The transition could also be a chance to redefine what Pueblo representation needs to look like in a state that has undergone dramatic shifts over the past few years.
“I don’t know if we see it as a loss of leadership, but as an opportunity to sort of rethink what we want that leadership to look like and how we want that representation to really reflect what’s going on in Pueblo and how this region is key to the success of Colorado as a whole,” Action 22 CEO Sara Blackhurst said.
One anxiety she and McCain hold is a sustained voice for rural Colorado. Action 22 is involved with the 22 counties of Southern Colorado, which are mostly rural. The two want someone loud, courageous and charismatic to represent the region in Denver.

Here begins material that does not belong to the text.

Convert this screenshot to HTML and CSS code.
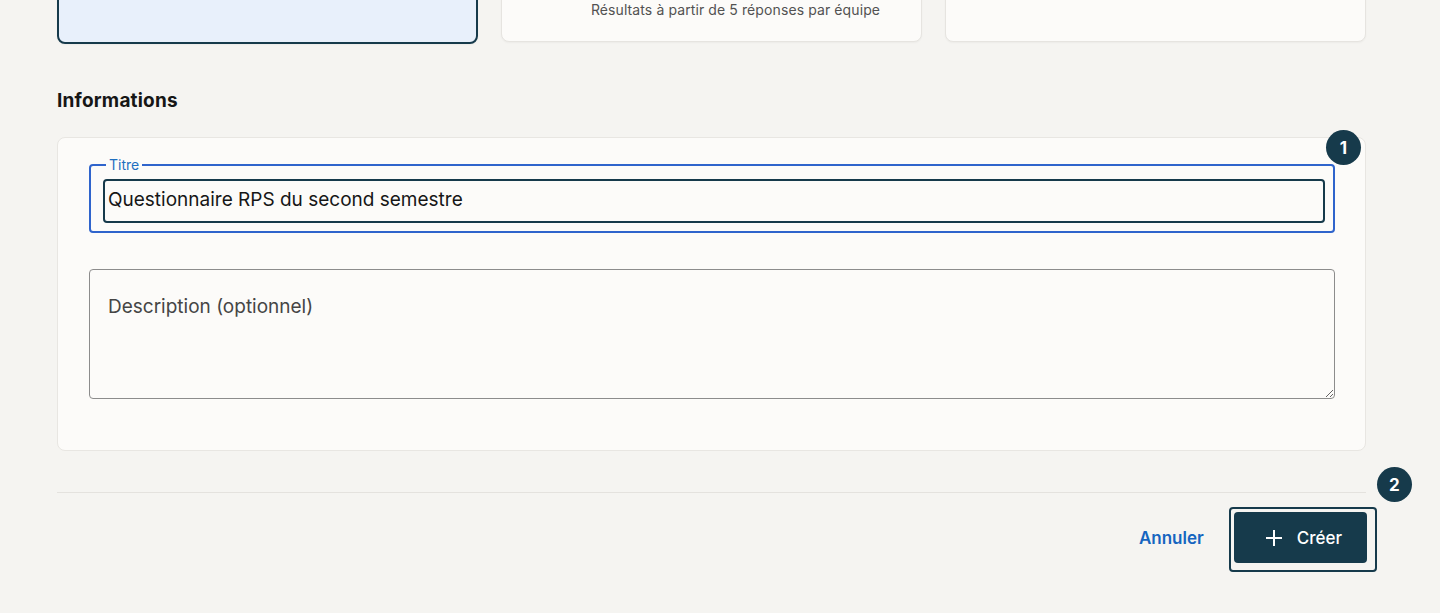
FILE: index.html
```html
<!DOCTYPE html>
<html lang="fr">
<head>
    <meta charset="UTF-8">
    <meta name="viewport" content="width=device-width, initial-scale=1.0">
    <title>Nouveau questionnaire</title>
    <link rel="stylesheet" href="styles.css">
</head>
<body>
    <div class="page">
        <!-- template choice, scrolled partly out of view -->
        <div class="templates">
            <div class="template-card selected"></div>
            <div class="template-card">
                <p class="template-note">Résultats à partir de 5 réponses par équipe</p>
            </div>
            <div class="template-card"></div>
        </div>

        <h2 class="section-title">Informations</h2>

        <div class="form-card">
            <div class="field-wrap">
                <fieldset class="title-field">
                    <legend>Titre</legend>
                    <input type="text" class="title-input" value="Questionnaire RPS du second semestre">
                </fieldset>
                <span class="step-badge step-one">1</span>
            </div>
            <textarea class="description" placeholder="Description (optionnel)"></textarea>
        </div>

        <hr class="divider">

        <div class="actions">
            <a href="#" class="cancel-link">Annuler</a>
            <div class="create-wrap">
                <button class="create-button">
                    <svg width="18" height="18" viewBox="0 0 18 18" fill="none" stroke="white" stroke-width="2">
                        <path d="M9 1v16M1 9h16"/>
                    </svg>
                    Créer
                </button>
                <span class="highlight"></span>
                <span class="step-badge step-two">2</span>
            </div>
        </div>
    </div>
</body>
</html>
```

FILE: styles.css
```css
body {
    margin: 0;
    background-color: #f5f4f1;
    font-family: Inter, "Noto Sans", sans-serif;
    color: #161616;
}
.page {
    width: 1309px;
    margin-left: 57px;
    padding-bottom: 60px;
}
.templates {
    display: grid;
    grid-template-columns: repeat(3, 1fr);
    gap: 23px;
    margin-top: -56px;
}
.template-card {
    height: 98px;
    box-sizing: border-box;
    background-color: #fcfbf9;
    border: 1px solid #e6e4e0;
    border-radius: 8px;
    box-shadow: 0 1px 2px rgba(0,0,0,0.04);
    display: flex;
    align-items: flex-end;
    justify-content: center;
}
.template-card.selected {
    background-color: #e8f0fb;
    border: 2px solid #163a4b;
    height: 100px;
}
.template-note {
    margin: 0 0 22px 48px;
    font-size: 14px;
    line-height: 18px;
    letter-spacing: 0.1px;
    color: #525252;
}
.section-title {
    margin: 45px 0 24px;
    font-size: 19px;
    line-height: 24px;
    font-weight: 700;
    letter-spacing: 0.2px;
}
.form-card {
    background-color: #fcfbf9;
    border: 1px solid #e8e6e2;
    border-radius: 8px;
    padding: 18px 30px 51px 31px;
}
.field-wrap {
    position: relative;
}
.title-field {
    margin: 0;
    border: 2px solid #2f64cc;
    border-radius: 4px;
    padding: 6px 8px 8px 12px;
}
.title-field legend {
    margin-left: 3px;
    padding: 0 3px;
    font-size: 14px;
    line-height: 17px;
    color: #1f6fc0;
}
.title-input {
    display: block;
    width: 100%;
    height: 44px;
    box-sizing: border-box;
    border: 2px solid #163a4b;
    border-radius: 4px;
    padding: 0 3px 3px;
    background: transparent;
    font-family: inherit;
    font-size: 19px;
    color: #161616;
    outline: none;
}
.description {
    display: block;
    width: 100%;
    height: 130px;
    box-sizing: border-box;
    margin-top: 36px;
    border: 1px solid #8c8c8c;
    border-radius: 4px;
    padding: 25px 18px;
    background: transparent;
    font-family: inherit;
    font-size: 19px;
    line-height: 24px;
}
.description::placeholder {
    color: #454545;
}
.step-badge {
    position: absolute;
    width: 35px;
    height: 35px;
    border-radius: 50%;
    background-color: #163a4b;
    color: white;
    font-size: 17px;
    font-weight: 700;
    display: flex;
    align-items: center;
    justify-content: center;
}
.step-one {
    top: -26px;
    right: -26px;
}
.step-two {
    top: -45px;
    left: 143px;
}
.divider {
    margin: 41px 0 0;
    border: none;
    border-top: 1px solid #e4e2de;
}
.actions {
    display: flex;
    justify-content: flex-end;
    align-items: center;
    gap: 30px;
    margin: 19px -1px 0 0;
}
.cancel-link {
    color: #1565c0;
    font-size: 17px;
    font-weight: 600;
    text-decoration: none;
}
.create-wrap {
    position: relative;
}
.create-button {
    display: flex;
    align-items: center;
    gap: 14px;
    height: 51px;
    padding: 0 25px 0 31px;
    background-color: #163a4b;
    color: white;
    border: none;
    border-radius: 4px;
    font-family: inherit;
    font-size: 17px;
    font-weight: 500;
    cursor: pointer;
}
.highlight {
    position: absolute;
    top: -5px;
    left: -5px;
    right: -10px;
    bottom: -9px;
    border: 2px solid #163a4b;
    border-radius: 4px;
}
```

“Rural Colorado are the underdogs. You have representatives and senators that cover such large areas and are only one voice. We need someone in leadership to look out for rural areas and communities such as Pueblo because we don’t have as many voices at the Capitol. That’s where the anxiety is,” McCain said.
While Garcia is settling into his new job as a special assistant at the Pentagon, Esgar said she is not really going anywhere and plans to stay connected to the Legislature in some way, though she hasn’t figured out what that will look like just yet.
“I made a lot of promises in 2014 when I first decided to run for office,” she said. “I stepped back and realized I had kept every single one of them. I feel good moving on. It’s been an amazing eight years and now it’s time to help Southern Colorado in a different way.”